PROBLEM REQUIREMENTS: Extract every line that includes the string "styles".

+ + + +

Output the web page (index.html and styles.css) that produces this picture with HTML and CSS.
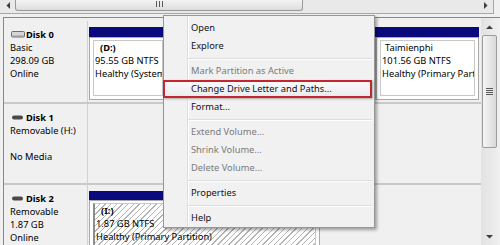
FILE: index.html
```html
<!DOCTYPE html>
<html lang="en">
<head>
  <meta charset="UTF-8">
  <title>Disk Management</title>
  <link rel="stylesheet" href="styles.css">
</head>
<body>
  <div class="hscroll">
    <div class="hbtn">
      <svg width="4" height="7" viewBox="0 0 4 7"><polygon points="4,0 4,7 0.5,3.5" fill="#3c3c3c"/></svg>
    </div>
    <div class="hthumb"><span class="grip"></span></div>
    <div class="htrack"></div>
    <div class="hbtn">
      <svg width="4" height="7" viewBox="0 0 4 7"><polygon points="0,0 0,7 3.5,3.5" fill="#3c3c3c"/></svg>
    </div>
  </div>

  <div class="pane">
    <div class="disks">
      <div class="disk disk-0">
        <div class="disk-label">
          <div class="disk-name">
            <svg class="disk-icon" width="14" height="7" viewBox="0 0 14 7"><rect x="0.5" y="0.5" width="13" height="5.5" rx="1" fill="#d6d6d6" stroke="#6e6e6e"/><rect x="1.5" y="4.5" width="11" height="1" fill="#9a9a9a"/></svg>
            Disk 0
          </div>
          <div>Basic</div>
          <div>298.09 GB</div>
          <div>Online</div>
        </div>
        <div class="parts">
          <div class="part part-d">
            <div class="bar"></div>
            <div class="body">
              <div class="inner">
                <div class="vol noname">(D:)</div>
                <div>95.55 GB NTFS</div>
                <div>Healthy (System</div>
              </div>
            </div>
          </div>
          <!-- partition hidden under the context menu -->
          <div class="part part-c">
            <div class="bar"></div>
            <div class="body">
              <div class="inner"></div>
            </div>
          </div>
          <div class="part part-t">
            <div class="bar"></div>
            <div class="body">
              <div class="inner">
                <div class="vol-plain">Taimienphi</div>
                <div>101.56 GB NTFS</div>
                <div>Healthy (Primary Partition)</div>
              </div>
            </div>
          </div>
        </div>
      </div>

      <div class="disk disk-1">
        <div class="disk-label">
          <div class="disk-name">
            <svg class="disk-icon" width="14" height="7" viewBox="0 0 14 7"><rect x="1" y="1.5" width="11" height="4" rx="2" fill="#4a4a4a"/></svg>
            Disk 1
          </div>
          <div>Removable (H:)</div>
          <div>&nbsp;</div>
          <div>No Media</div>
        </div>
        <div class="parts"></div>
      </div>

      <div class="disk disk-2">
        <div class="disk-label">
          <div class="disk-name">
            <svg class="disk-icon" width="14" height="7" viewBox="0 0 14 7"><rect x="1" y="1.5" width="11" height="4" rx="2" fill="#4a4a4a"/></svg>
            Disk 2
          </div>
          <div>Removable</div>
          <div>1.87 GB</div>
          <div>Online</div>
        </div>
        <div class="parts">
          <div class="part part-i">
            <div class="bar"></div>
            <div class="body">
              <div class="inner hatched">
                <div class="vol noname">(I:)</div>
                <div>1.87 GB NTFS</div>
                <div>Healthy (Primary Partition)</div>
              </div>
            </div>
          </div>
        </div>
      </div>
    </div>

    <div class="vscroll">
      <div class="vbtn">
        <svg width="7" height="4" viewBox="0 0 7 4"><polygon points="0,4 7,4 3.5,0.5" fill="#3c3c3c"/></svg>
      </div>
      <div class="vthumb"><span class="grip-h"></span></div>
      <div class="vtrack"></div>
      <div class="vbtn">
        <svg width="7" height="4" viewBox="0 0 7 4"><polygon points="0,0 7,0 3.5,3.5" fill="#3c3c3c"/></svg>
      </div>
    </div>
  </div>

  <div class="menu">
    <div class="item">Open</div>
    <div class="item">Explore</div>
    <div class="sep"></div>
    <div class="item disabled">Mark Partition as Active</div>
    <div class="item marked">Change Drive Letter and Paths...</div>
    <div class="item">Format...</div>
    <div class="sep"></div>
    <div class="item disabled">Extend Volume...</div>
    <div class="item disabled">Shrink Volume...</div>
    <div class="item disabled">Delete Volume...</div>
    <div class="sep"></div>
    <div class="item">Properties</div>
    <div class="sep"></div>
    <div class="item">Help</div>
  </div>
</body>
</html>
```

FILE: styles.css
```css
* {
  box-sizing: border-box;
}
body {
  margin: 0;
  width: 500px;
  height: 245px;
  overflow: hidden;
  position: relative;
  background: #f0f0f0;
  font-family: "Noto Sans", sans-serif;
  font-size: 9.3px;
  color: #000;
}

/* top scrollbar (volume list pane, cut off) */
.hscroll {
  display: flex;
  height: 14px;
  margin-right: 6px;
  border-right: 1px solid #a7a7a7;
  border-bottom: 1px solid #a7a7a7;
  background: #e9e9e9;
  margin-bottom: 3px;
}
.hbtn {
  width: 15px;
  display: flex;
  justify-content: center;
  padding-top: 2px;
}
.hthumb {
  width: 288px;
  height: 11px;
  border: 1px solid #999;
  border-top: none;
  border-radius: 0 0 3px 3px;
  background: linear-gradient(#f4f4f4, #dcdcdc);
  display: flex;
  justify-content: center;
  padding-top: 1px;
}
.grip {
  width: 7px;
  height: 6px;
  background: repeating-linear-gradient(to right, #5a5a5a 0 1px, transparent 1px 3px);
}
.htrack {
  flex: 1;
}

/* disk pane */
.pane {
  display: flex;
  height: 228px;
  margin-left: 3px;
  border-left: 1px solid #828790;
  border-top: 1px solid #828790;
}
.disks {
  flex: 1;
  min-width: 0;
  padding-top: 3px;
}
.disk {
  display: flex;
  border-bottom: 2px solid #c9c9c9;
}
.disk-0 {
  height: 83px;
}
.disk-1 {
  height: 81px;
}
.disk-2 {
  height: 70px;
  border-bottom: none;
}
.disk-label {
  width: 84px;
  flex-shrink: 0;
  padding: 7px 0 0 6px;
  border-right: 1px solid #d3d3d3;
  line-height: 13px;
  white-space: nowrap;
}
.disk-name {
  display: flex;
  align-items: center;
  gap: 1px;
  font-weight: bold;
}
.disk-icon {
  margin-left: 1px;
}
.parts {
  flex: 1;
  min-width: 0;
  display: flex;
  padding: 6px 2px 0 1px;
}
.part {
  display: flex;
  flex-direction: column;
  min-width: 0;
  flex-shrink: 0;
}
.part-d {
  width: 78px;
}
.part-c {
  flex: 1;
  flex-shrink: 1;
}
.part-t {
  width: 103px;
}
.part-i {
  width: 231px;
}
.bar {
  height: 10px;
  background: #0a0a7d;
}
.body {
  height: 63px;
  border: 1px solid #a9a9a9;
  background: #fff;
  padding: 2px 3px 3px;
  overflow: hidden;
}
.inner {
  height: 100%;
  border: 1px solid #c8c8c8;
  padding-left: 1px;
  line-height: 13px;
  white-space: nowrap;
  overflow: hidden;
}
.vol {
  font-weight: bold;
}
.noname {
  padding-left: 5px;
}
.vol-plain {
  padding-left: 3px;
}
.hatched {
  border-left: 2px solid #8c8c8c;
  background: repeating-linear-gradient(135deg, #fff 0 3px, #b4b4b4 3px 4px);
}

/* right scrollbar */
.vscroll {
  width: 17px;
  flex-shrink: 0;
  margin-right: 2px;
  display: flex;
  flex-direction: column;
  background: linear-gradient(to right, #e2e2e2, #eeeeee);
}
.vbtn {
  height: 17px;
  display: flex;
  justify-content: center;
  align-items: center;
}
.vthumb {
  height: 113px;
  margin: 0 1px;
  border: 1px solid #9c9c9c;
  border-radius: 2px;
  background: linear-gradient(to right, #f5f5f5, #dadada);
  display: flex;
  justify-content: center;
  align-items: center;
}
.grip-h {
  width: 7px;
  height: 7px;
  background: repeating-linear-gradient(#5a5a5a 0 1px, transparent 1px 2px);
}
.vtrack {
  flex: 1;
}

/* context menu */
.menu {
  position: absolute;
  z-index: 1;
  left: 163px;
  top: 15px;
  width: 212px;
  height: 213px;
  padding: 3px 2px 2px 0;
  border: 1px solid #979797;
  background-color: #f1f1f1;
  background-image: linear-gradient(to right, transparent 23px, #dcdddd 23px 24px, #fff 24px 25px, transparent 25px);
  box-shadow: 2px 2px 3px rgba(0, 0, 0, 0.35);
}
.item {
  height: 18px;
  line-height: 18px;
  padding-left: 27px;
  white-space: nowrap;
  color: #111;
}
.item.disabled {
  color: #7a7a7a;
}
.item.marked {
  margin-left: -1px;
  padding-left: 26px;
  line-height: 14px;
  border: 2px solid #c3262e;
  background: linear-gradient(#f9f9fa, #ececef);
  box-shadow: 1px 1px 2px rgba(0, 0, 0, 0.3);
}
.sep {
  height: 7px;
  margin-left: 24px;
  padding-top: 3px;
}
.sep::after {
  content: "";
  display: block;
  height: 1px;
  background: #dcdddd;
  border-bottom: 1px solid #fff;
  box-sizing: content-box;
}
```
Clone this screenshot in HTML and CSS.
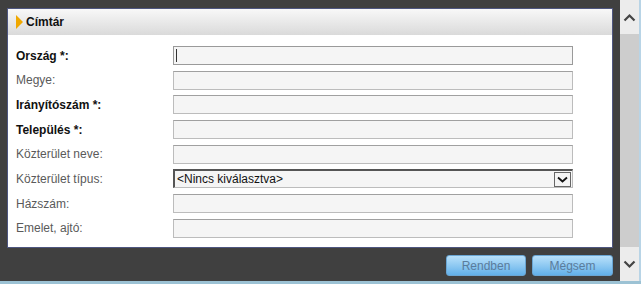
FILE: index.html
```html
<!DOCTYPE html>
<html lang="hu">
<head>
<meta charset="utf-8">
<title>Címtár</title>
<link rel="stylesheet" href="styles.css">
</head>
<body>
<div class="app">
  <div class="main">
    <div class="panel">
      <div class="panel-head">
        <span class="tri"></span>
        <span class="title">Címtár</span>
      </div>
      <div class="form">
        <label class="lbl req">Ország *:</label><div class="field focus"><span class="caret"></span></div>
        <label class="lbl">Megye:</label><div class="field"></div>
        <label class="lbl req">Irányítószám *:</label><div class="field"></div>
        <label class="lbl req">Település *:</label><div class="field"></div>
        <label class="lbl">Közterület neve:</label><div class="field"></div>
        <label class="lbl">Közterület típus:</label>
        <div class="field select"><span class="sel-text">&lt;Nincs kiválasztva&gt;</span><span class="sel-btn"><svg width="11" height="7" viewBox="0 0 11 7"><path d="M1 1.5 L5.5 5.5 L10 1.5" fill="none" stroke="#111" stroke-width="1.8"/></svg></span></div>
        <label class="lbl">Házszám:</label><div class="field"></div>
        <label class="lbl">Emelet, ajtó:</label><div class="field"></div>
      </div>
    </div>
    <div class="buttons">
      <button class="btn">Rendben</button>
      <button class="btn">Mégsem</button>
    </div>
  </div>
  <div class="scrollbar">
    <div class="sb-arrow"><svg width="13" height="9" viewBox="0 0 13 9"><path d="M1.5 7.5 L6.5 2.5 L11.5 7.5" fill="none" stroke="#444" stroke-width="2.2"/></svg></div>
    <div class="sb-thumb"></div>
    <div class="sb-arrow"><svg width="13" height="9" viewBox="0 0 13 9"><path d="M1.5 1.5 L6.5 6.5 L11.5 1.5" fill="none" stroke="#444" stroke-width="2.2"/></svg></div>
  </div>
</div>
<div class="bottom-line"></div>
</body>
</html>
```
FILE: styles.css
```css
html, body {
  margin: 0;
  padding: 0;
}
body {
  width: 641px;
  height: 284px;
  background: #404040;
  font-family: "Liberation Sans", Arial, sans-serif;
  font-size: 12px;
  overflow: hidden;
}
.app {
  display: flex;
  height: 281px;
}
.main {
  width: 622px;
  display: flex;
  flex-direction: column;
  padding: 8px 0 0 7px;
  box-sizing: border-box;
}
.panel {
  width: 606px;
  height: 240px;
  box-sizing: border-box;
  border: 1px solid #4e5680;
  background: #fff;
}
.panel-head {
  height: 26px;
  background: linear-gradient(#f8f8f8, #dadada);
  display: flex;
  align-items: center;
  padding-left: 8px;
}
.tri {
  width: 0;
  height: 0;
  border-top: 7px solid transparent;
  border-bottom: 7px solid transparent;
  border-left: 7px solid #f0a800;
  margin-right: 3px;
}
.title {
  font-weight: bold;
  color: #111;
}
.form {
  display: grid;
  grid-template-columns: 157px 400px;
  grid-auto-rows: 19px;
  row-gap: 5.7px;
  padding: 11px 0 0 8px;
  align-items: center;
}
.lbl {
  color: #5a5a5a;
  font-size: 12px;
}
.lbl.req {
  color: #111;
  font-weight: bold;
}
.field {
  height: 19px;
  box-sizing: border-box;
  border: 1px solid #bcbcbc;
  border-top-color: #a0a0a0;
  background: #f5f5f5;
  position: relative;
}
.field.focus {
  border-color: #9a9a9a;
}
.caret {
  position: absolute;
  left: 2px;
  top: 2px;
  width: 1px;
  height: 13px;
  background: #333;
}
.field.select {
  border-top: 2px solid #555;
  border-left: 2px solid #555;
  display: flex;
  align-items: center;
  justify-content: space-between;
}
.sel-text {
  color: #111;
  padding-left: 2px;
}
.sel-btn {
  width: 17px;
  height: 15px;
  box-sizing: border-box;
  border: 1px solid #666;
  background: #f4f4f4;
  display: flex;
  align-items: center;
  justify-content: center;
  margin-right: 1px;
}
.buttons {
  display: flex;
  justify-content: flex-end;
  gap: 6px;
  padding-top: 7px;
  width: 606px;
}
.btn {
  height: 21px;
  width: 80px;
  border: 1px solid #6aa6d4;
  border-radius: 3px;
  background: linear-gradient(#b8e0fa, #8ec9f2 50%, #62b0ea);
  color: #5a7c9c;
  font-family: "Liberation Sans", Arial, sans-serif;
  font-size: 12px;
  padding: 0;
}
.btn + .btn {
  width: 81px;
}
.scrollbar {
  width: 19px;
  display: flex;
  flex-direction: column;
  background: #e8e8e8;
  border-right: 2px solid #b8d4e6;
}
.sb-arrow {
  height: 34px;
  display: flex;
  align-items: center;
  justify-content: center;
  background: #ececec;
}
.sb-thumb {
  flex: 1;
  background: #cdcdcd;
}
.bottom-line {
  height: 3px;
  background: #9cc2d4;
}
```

+ + + +

RESPONSE TO THE TASK:
Output the web page (index.html and styles.css) that produces this picture with HTML and CSS.
  <link rel="stylesheet" href="styles.css">
FILE: styles.css
<link rel="stylesheet" href="styles.css">
FILE: styles.css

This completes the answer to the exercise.